Etant donné que depuis quelques semaines les terroristes donnaient déjà de sérieux signes de fatigue face à l'armée syrienne et aux attaques aériennes russes, pourtant relativement restreintes dues à sa double mission, nous pouvons raisonnablement penser qu'aujourd'hui le front pourrrait très bien s'écrouler d'un coup face au décuplement des attaques aériennes contre eux. Les cas de désertion s'étant déjà très nettement accrus chez Daesh et compagnie ces derniers temps, gageons que ces phénomènes vont s'amplifier dans les semaines à venir et que la démoralisation des terroristes face aux coup de butoir des Syriens et des Russes va s'amplifier jusqu'à devenir endémique et incontrolable.

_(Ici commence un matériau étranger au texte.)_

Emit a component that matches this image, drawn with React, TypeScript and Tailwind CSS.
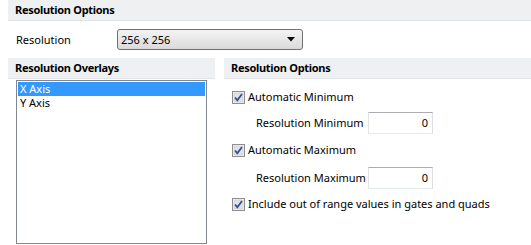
import React from "react";

function Check() {
  return (
    <svg width="13" height="13" viewBox="0 0 13 13" className="shrink-0">
      <rect x="0.5" y="0.5" width="12" height="12" fill="#f4f4f4" stroke="#8e8f8f" />
      <rect x="2" y="2" width="9" height="9" fill="#dfe3ea" stroke="#c4c9d2" strokeWidth="0.6" />
      <path d="M3 6.5 L5.3 9.2 L10 3" fill="none" stroke="#3b4f8c" strokeWidth="1.8" />
    </svg>
  );
}

function Header({ children }: { children: React.ReactNode }) {
  return (
    <div className="h-[21px] bg-[#eff0f2] border-b border-[#e2e4e8] flex items-center pl-[7px] font-bold text-[11px] tracking-[-0.3px] text-black whitespace-nowrap">
      {children}
    </div>
  );
}

export default function App() {
  return (
    <div
      className="w-[531px] h-[245px] bg-white text-[11px] leading-[14px] text-black overflow-hidden whitespace-nowrap"
      style={{ fontFamily: '"Noto Sans", "Open Sans", sans-serif' }}
    >
      <div className="ml-[8px]">
        <Header>Resolution Options</Header>
      </div>
      <div className="mt-[8px] h-[21px] flex items-center">
        <div className="pl-[16px] w-[117px]">Resolution</div>
        <div className="w-[186px] h-[21px] rounded-[3px] border border-[#707070] bg-linear-to-b from-[#f4f4f4] to-[#dadada] flex items-center pl-[3px] pr-[7px]">
          <span className="flex-1">256 x 256</span>
          <svg width="8" height="5" viewBox="0 0 8 5">
            <path d="M0 0 H8 L4 4.5 Z" fill="#000" />
          </svg>
        </div>
      </div>
      <div className="mt-[8px] flex gap-[9px]">
        <div className="ml-[8px] w-[207px]">
          <Header>Resolution Overlays</Header>
          <div className="mt-[1px] ml-[8px] w-[191px] h-[164px] border border-[#828790] p-[1px]">
            <div className="h-[14px] bg-[#3399ff] text-white flex items-center pl-[2px]">X Axis</div>
            <div className="h-[14px] flex items-center pl-[2px]">Y Axis</div>
          </div>
        </div>
        <div className="flex-1">
          <Header>Resolution Options</Header>
          <div className="pl-[8px] mt-[10px] h-[16px] flex items-center gap-[3px]">
            <Check />
            <span>Automatic Minimum</span>
          </div>
          <div className="pl-[32px] mt-[7px] h-[22px] flex items-center">
            <div className="w-[112px]">Resolution Minimum</div>
            <div className="w-[65px] h-[22px] border border-[#abadb3] border-l-[#e2e3ea] border-r-[#dbdfe6] border-b-[#e3e9ef] flex items-center justify-end pr-[4px]">0</div>
          </div>
          <div className="pl-[8px] mt-[8px] h-[16px] flex items-center gap-[3px]">
            <Check />
            <span>Automatic Maximum</span>
          </div>
          <div className="pl-[32px] mt-[9px] h-[22px] flex items-center">
            <div className="w-[112px]">Resolution Maximum</div>
            <div className="w-[65px] h-[22px] border border-[#abadb3] border-l-[#e2e3ea] border-r-[#dbdfe6] border-b-[#e3e9ef] flex items-center justify-end pr-[4px]">0</div>
          </div>
          <div className="pl-[8px] mt-[7px] h-[16px] flex items-center gap-[3px]">
            <Check />
            <span>Include out of range values in gates and quads</span>
          </div>
        </div>
      </div>
    </div>
  );
}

Il est également probable que ce redéploiement des forces aériennes russes sonnent le début de l'attaque générale pour libérer la partie d'Alep qui reste aux mains des terroristes. De plus il est très probable que l'emploi de tous les avions et hélicoptères russes disponibles en soutien de l'armée syrienne, non seulement permettra de sceller les derniers points de passage via la frontière turque mais également empêchera, ou en tout cas limitera sérieusement, les receptions de renforts, de munitions et de matériel lorsque leurs voies de communication avec la Turquie seront hermétiquement scéllées et celles avec Racca systématiquement attaquées et détruites, ce que permet aisément la reprise récente de la base de Kweiress par l'armée syrienne.
Face à tous les oiseaux de mauvais augures qui coâssent depuis un mois et demi en prédisant un "Vietnam" ou un "Afghanistan" pour les russes, nous pensons qu'ils se trompent et qu'il se pourrait bien que, au contrairen, nous ayons quelques très bonnes surprises plus rapidement que quiconque le prévoyait. L'arrivée de cette nouvelle flotte aérienne russe pourrait bien en être la clé.
Mais n'anticipons pas et restons raisonnablement optimistes.